Diplomatic officers who work at the embassy get absolute immunity, meaning, according to Mlotek, that they “could in theory pull out a gun and shoot down a family in cold blood and walk away and the foreign government could not lay a finger on them.” But consular officers have a lesser class of immunity that covers only actions that are part of their official duties.

“Davis’ official duties almost certainly would not have involved using an unregistered pistol against Pakistani civilians,” says Mlotek.

But, in a background briefing this week, an unnamed administration official seemed to claim that the U.S.informed Pakistan that Davis worked for the embassy in Islamabad and therefore that he has full immunity. The specifics of what the U.S. told Pakistan in 2010 are not clear. I’ve asked the State Department for more information on this and will update this post if I hear back.

Assuming what the administration is now claiming is true, there is a second set of potential flaws in the claim of full immunity, according to Mlotek. That is, if the U.S. informed Pakistan in 2010 that Davis was working at the Islamabad embassy, why was he actually working in Lahore?

Mlotek summarizes the potential problem:

“Suppose we not only lie about the fact that he’s a spy, but we lie about the fact that he has anything to do with the embassy in Islamabad. And then, to top it all off, not only is he not in Islamabad, he’s in Lahore. He’s not even working in the premises of the consulate. He’s working in a secret facility that we have not announced. The Vienna Convention specifically obligates the U.S. to tell Pakistan about where their premises are. And not only that, he’s carrying a weapon — we didn’t tell the Pakistanis that,” Mlotek says. “At what point do you say the diplomatic note was not valid?”
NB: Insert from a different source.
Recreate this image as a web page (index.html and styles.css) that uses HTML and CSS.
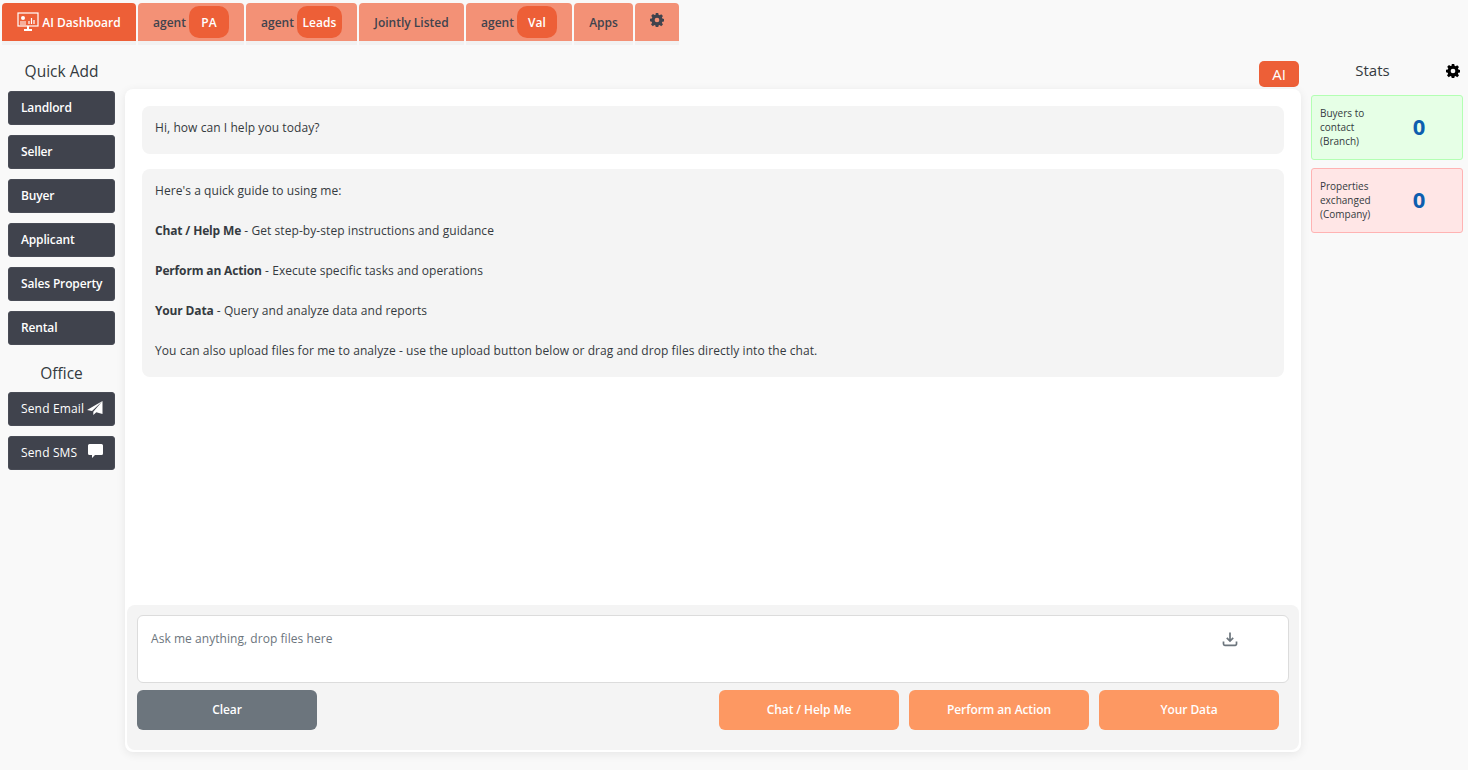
FILE: index.html
```html
<!DOCTYPE html>
<html lang="en">
<head>
<meta charset="utf-8">
<title>AI Dashboard</title>
<link rel="stylesheet" href="styles.css">
</head>
<body>
<nav class="tabs">
  <a class="tab tab-active tab-dash">
    <svg class="dash-icon" viewBox="0 0 22 20" width="22" height="20" fill="none" stroke="#fff"><rect x="1" y="1" width="20" height="13" stroke-width="1.2"/><circle cx="6" cy="6" r="2" fill="#fff" stroke="none"/><path d="M3 10h6M3 12h6" stroke-width="1"/><path d="M12 12V9M14.5 12V6M17 12V8" stroke-width="1.2"/><path d="M11 14v3M7 18h8" stroke-width="2"/></svg>
    AI Dashboard
  </a>
  <a class="tab tab-pa">agent <span class="pill pill-pa">PA</span></a>
  <a class="tab tab-leads">agent <span class="pill pill-leads">Leads</span></a>
  <a class="tab tab-joint">Jointly Listed</a>
  <a class="tab tab-val">agent <span class="pill pill-pa">Val</span></a>
  <a class="tab tab-apps">Apps</a>
  <a class="tab tab-gear">
    <svg viewBox="0 0 16 16" width="14" height="14"><path class="gear-dark" fill-rule="evenodd" d="M6.6 0h2.800l.4 2.100 1.200.5L12.800 1.400l2 2-1.200 1.800.5 1.200 2.100.4v2.800l-2.100.4-.5 1.200 1.200 1.800-2 2-1.800-1.200-1.200.5-.4 2.100H6.600l-.4-2.100-1.200-.5-1.800 1.200-2-2 1.200-1.800-.5-1.200L0 9.400V6.600l2.100-.4.5-1.200L1.400 3.200l2-2 1.800 1.200 1.200-.5zM8 5.300a2.700 2.700 0 1 0 0 5.400 2.700 2.700 0 0 0 0-5.400z"/></svg>
  </a>
</nav>

<main class="layout">
  <aside class="left">
    <h2 class="side-title">Quick Add</h2>
    <button class="side-btn">Landlord</button>
    <button class="side-btn">Seller</button>
    <button class="side-btn">Buyer</button>
    <button class="side-btn">Applicant</button>
    <button class="side-btn">Sales Property</button>
    <button class="side-btn">Rental</button>
    <h2 class="side-title side-title-office">Office</h2>
    <button class="side-btn side-btn-icon">Send Email
      <svg viewBox="0 0 16 14" width="16" height="14" fill="#fff"><path d="M15.500 0 0 9l5 1zM15.500 0 6.300 10.800V14l3-2.700 6.200 1.700z"/></svg>
    </button>
    <button class="side-btn side-btn-icon">Send SMS
      <svg class="sms-icon" viewBox="0 0 15 14" width="15" height="14" fill="#fff"><path d="M1.500 0h12A1.500 1.500 0 0 1 15 1.500v8a1.500 1.500 0 0 1-1.500 1.500H7l-3 3v-3H1.500A1.500 1.500 0 0 1 0 9.500v-8A1.500 1.500 0 0 1 1.500 0z"/></svg>
    </button>
  </aside>

  <section class="center">
    <div class="ai-row"><span class="ai-badge">AI</span></div>
    <div class="chat-card">
      <div class="messages">
        <div class="msg">Hi, how can I help you today?</div>
        <div class="msg msg-guide">
          <p>Here's a quick guide to using me:</p>
          <p><b>Chat / Help Me</b> - Get step-by-step instructions and guidance</p>
          <p><b>Perform an Action</b> - Execute specific tasks and operations</p>
          <p><b>Your Data</b> - Query and analyze data and reports</p>
          <p>You can also upload files for me to analyze - use the upload button below or drag and drop files directly into the chat.</p>
        </div>
      </div>
      <div class="composer">
        <div class="input-box">
          <span class="placeholder">Ask me anything, drop files here</span>
          <svg class="upload" viewBox="0 0 16 16" width="16" height="16" fill="none" stroke="#6c757d" stroke-width="1.700"><path d="M8 1.500v8M4.800 6.800 8 10l3.200-3.200"/><path d="M1.500 10.500v2.500a1.300 1.300 0 0 0 1.300 1.300h10.400a1.300 1.300 0 0 0 1.300-1.300v-2.500"/></svg>
        </div>
        <div class="actions">
          <button class="act act-clear">Clear</button>
          <div class="act-group">
            <button class="act act-orange">Chat / Help Me</button>
            <button class="act act-orange">Perform an Action</button>
            <button class="act act-orange">Your Data</button>
          </div>
        </div>
      </div>
    </div>
  </section>

  <aside class="right">
    <div class="stats-head">
      <span class="stats-title">Stats</span>
      <svg class="stats-gear" viewBox="0 0 16 16" width="14" height="14"><path fill-rule="evenodd" d="M6.600 0h2.800l.4 2.100 1.200.5L12.800 1.400l2 2-1.200 1.800.5 1.200 2.100.4v2.800l-2.100.4-.5 1.200 1.200 1.800-2 2-1.800-1.200-1.200.5-.4 2.100H6.600l-.4-2.100-1.200-.5-1.800 1.200-2-2 1.200-1.800-.5-1.200L0 9.400V6.600l2.100-.4.5-1.200L1.400 3.200l2-2 1.800 1.200 1.200-.5zM8 5.300a2.700 2.700 0 1 0 0 5.400 2.700 2.700 0 0 0 0-5.400z"/></svg>
    </div>
    <div class="stat stat-green"><span class="stat-label">Buyers to contact (Branch)</span><span class="stat-num">0</span></div>
    <div class="stat stat-red"><span class="stat-label">Properties exchanged (Company)</span><span class="stat-num">0</span></div>
  </aside>
</main>
</body>
</html>
```

FILE: styles.css
```css
* { box-sizing: border-box; }
html, body { height: 100%; }
body {
  margin: 0;
  background: #f9f9f9;
  font-family: "Open Sans", "Noto Sans", sans-serif;
  font-size: 12px;
  color: #343a40;
  overflow: hidden;
}
.tabs {
  display: flex;
  gap: 2px;
  padding: 3px 0 0 2px;
  height: 45px;
}
.tab {
  height: 42px;
  padding-bottom: 4px;
  display: flex;
  align-items: center;
  justify-content: center;
  gap: 3px;
  background: #f39176;
  color: #40434d;
  font-weight: 600;
  font-size: 12px;
  border-radius: 4px 4px 0 0;
  box-shadow: inset 0 -4px 0 #f2f2f2;
}
.tab-active { background: #ed5f37; color: #fff; }
.tab-dash { width: 134px; }
.tab-pa { width: 106px; }
.tab-leads { width: 111px; }
.tab-joint { width: 105px; }
.tab-val { width: 106px; }
.tab-apps { width: 59px; }
.tab-gear { width: 44px; padding-bottom: 8px; }
.gear-dark { fill: #40434d; }
.pill {
  height: 32px;
  border-radius: 10px;
  background: #ed5f37;
  color: #fff;
  display: flex;
  align-items: center;
  justify-content: center;
}
.pill-pa { width: 40px; }
.pill-leads { width: 45px; }
.layout {
  display: flex;
  padding: 0 5px 0 8px;
  height: 725px;
}
.left { width: 107px; flex: none; }
.side-title {
  margin: 0;
  height: 46px;
  padding-top: 16px;
  text-align: center;
  font-weight: 400;
  font-size: 15.500px;
  line-height: 20px;
  color: #343a40;
}
.side-title-office { height: 37px; padding-top: 8px; }
.side-btn {
  display: flex;
  align-items: center;
  width: 107px;
  height: 34px;
  margin-bottom: 10px;
  padding: 0 12px 2px;
  background: #40434d;
  border: 1px solid #494c56;
  border-radius: 3px;
  color: #fff;
  font: 600 12px "Open Sans", sans-serif;
  letter-spacing: -0.15px;
  text-align: left;
  white-space: nowrap;
}
.side-btn-icon {
  font-weight: 500;
  letter-spacing: 0.15px;
  justify-content: space-between;
  padding-right: 11px;
}
.sms-icon { margin-top: -3px; }
.center {
  width: 1176px;
  margin-left: 10px;
  flex: none;
  display: flex;
  flex-direction: column;
}
.ai-row {
  height: 44px;
  display: flex;
  justify-content: flex-end;
  align-items: flex-end;
  padding: 0 2px 2px 0;
}
.ai-badge {
  width: 40px;
  height: 26px;
  border-radius: 5px;
  background: #ed5f37;
  color: #fff;
  font-size: 15px;
  display: flex;
  align-items: center;
  justify-content: center;
}
.chat-card {
  height: 663px;
  background: #fff;
  border-radius: 8px;
  box-shadow: 0 2px 10px rgba(0,0,0,0.08);
  display: flex;
  flex-direction: column;
  padding: 0 2px 2px;
}
.messages {
  flex: 1;
  padding: 17px 15px 0;
}
.msg {
  background: #f4f4f4;
  border-radius: 8px;
  padding: 12px 13px 16px;
  line-height: 20px;
  margin-bottom: 15px;
  font-size: 12px;
  letter-spacing: 0.07px;
  color: #343a40;
}
.msg-guide { height: 208px; }
.msg b { letter-spacing: -0.15px; }
.msg p { margin: 0 0 20px; }
.msg p:last-child { margin-bottom: 0; }
.composer {
  height: 145px;
  background: #f4f4f4;
  border-radius: 8px;
  padding: 10px;
}
.input-box {
  position: relative;
  height: 68px;
  background: #fff;
  border: 1px solid #dcdcdc;
  border-radius: 6px;
  padding: 14px 13px;
}
.placeholder { color: #6c757d; letter-spacing: 0.05px; }
.upload { position: absolute; right: 50px; top: 15px; }
.actions {
  display: flex;
  justify-content: space-between;
  margin-top: 7px;
  padding-right: 10px;
}
.act-group { display: flex; gap: 10px; }
.act {
  width: 180px;
  height: 40px;
  border: 0;
  border-radius: 6px;
  padding: 0 0 2px;
  color: #fff;
  font: 600 12px "Open Sans", sans-serif;
  letter-spacing: -0.08px;
}
.act-clear { background: #6c757d; }
.act-orange { background: #fd9862; }
.right { width: 152px; margin-left: 10px; flex: none; }
.stats-head {
  height: 50px;
  position: relative;
  text-align: center;
  padding-top: 15px;
  font-size: 15px;
  line-height: 20px;
  padding-right: 29px;
}
.stats-gear { position: absolute; right: 3px; top: 19px; }
.stat {
  height: 65px;
  margin-bottom: 8px;
  border-radius: 3px;
  display: flex;
  align-items: center;
  padding-left: 8px;
  font-size: 10px;
  line-height: 14px;
}
.stat-green { background: #e6ffe6; border: 1px solid #b3ffb3; }
.stat-red { background: #ffe6e6; border: 1px solid #ffb3b3; }
.stat-label { width: 62px; padding-bottom: 2px; }
.stat-num {
  flex: 1;
  text-align: center;
  font-size: 22px;
  line-height: 26px;
  font-weight: 700;
  color: #0d5eaf;
  padding: 0 6px 4px 0;
}
```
Mlotek also says a crucial concern when he worked at the Office of Foreign Missions was the “reciprocity angle.”

“What if the other guys did the same thing here? Would the U.S. allow the Pakistani agent to go free?”

UPDATE: State Department spokeswoman Nicole Thompson tells me that the January 2010 diplomatic note regarding Davis will not be made publicly available. “We don’t release diplomatic communications,” she said.